Along with Mike Napoli, Davis was credited with making Cleveland a very aggressive team on the base paths, and the Indians seemed to go from first to third quite a bit.
In fact, the Tribe led the AL in extra bases taken last year with a 45% percentage. This statistic is based on taking more than one base on a single or taking more than two bases on a double.
Terry Francona’s team also led the league in stolen base percentage, succeeding on 81% of their steal tries.
This year, it’s a completely different story.
Cleveland ranks 11th in the American League in stolen bases, and is 12th in stolen base percentage.
They’ve also dropping to 11th in extra bases taken.
Granted Davis was a huge part of the Tribe’s speed game, but he’s wasn’t the only player running. Jose Ramirez stole 22 bags, Francisco Lindor had 19 and his keystone combination partner, Jason Kipnis had 15.
Abraham Almonte added 8 more.
This year, Michael Brantley leads the Indians with five, which for a full season, doesn’t even project to 20.
Ramirez has three, Lindor and Kipnis each have two. This year’s team just isn’t as aggressive on the bases.
Davis’ replacement is Austin Jackson, who hasn’t stolen 20 bases in a season since 2014, and he has never been the base stealer that Davis is.
Napoli was replaced by Edwin Encarnacion, who has been the better hitter over his career, but doesn’t have the aggressiveness on the basepaths of his predecessor.
So, this aspect of the game has to come from other players. You would think it would come from Lindor, a team leader in every sense of the word, but he’s turned into an extra base machine, ranking third in the AL behind Mike Trout and Corey Dickerson of Tampa Bay.
He’s not stopping at first base very often, but his on base percentage is down almost 20 points from a year ago.

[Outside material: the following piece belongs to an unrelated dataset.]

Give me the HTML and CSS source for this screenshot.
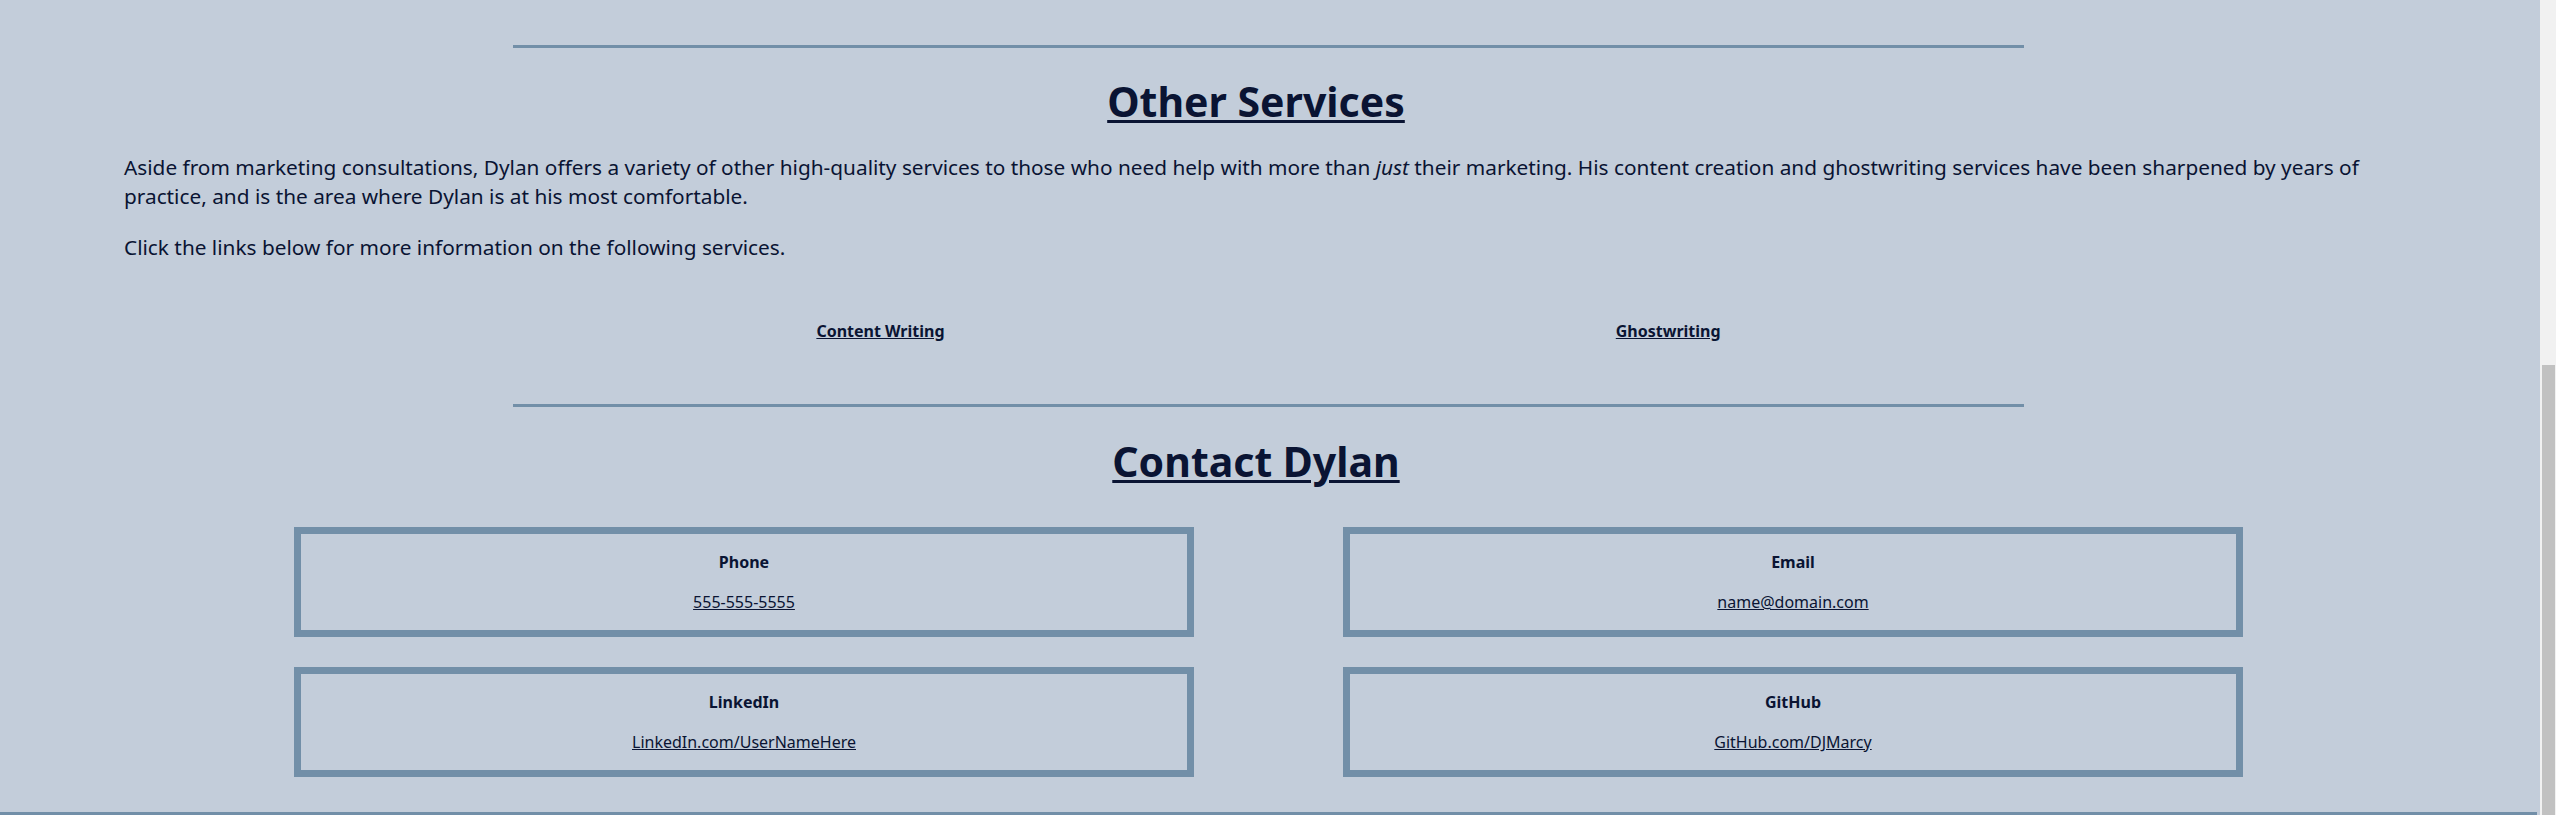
FILE: index.html
```html
<!DOCTYPE html>
<html lang="en">
<head>
<meta charset="utf-8">
<title>Dylan Marcy - Services</title>
<link rel="stylesheet" href="styles.css">
</head>
<body>
<div class="viewport">
  <main class="page">
    <section class="section services">
      <hr class="divider">
      <h2 class="section-title">Other Services</h2>
      <div class="copy">
        <p>Aside from marketing consultations, Dylan offers a variety of other high-quality services to those who need help with more than <em>just</em> their marketing. His content creation and ghostwriting services have been sharpened by years of practice, and is the area where Dylan is at his most comfortable.</p>
        <p>Click the links below for more information on the following services.</p>
      </div>
      <nav class="service-links">
        <a href="#content">Content Writing</a>
        <a href="#ghost">Ghostwriting</a>
      </nav>
    </section>
    <section class="section contact">
      <hr class="divider">
      <h2 class="section-title">Contact Dylan</h2>
      <div class="contact-grid">
        <div class="card"><h3 class="card-label">Phone</h3><a class="card-link" href="#">555-555-5555</a></div>
        <div class="card"><h3 class="card-label">Email</h3><a class="card-link" href="#">name@domain.com</a></div>
        <div class="card"><h3 class="card-label">LinkedIn</h3><a class="card-link" href="#">LinkedIn.com/UserNameHere</a></div>
        <div class="card"><h3 class="card-label">GitHub</h3><a class="card-link" href="#">GitHub.com/DJMarcy</a></div>
      </div>
    </section>
    <footer class="footer"></footer>
  </main>
  <div class="scrollbar"><div class="thumb"></div></div>
</div>
</body>
</html>
```

FILE: styles.css
```css
html, body { margin: 0; padding: 0; }
body {
  background: #c3cdda;
  color: #0a1433;
  font-family: "Noto Sans", "DejaVu Sans", sans-serif;
  overflow: hidden;
}
.viewport {
  display: grid;
  grid-template-columns: 1fr 16px;
  height: 815px;
  overflow: hidden;
}
.page {
  display: flex;
  flex-direction: column;
  padding: 45px 3px 0 0;
  min-width: 0;
}
.divider {
  width: 59.56%;
  margin: 0 auto;
  border: 0;
  border-top: 3px solid #728fa8;
  height: 0;
}
.section-title {
  font-size: 41px;
  font-weight: bold;
  line-height: 49.2px;
  text-align: center;
  text-decoration: underline;
  text-decoration-thickness: 3px;
  text-underline-offset: 3px;
  margin: 28.5px 0 0;
  padding-right: 25px;
  color: #0a1433;
}
.copy { padding: 0 124px; margin-top: 27.7px; }
.copy p { font-size: 20.8px; line-height: 29px; margin: 0; }
.copy p + p { margin-top: 22px; }
.service-links {
  width: 62.1%;
  margin: 57.4px auto 0;
  display: flex;
  justify-content: space-around;
  line-height: 22px;
}
.service-links a { color: #0a1433; font-size: 16px; font-weight: bold; }
.contact .divider { margin-top: 62.2px; }
.contact .section-title { margin-top: 30.5px; }
.contact-grid {
  display: grid;
  grid-template-columns: 900px 900px;
  column-gap: 149px;
  row-gap: 30px;
  justify-content: center;
  margin-top: 40.3px;
}
.card {
  border: 7px solid #728fa8;
  height: 96px;
  text-align: center;
}
.card-label { font-size: 16px; font-weight: bold; line-height: 22px; margin: 16.8px 0 0; }
.card-link { display: inline-block; margin-top: 18px; color: #0a1433; font-size: 16px; line-height: 22px; }
.footer { margin-top: auto; border-top: 3px solid #728fa8; }
.scrollbar {
  background: #f1f1f1;
  display: flex;
  flex-direction: column;
  justify-content: flex-end;
  padding: 0 1px 0 2px;
}
.thumb { height: 450px; background: #c1c1c1; }
```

Ramirez would be the other candidate, but his on base percentage is down 25 points from a year ago. Perhaps he will steal more when he starts drawing some walks again.
Maybe rookie Bradley Zimmer can be a force in this area. Zimmer stole over 40 bases in each of his last two minor league seasons, so he has the kind of speed the Indians need. However, he will have to learn the pitchers’ moves or he will just rely on raw speed to advance.
There are other reasons why the Tribe offense is sputtering, mostly a considerable drop in the team’s on base percentage and a terrible batting average with runners in scoring position.
But don’t overlook the aggressive base running we saw in 2016. That was a big part of the Indians’ attack a year ago. They need to get back to that mindset this season to help get the offense going again.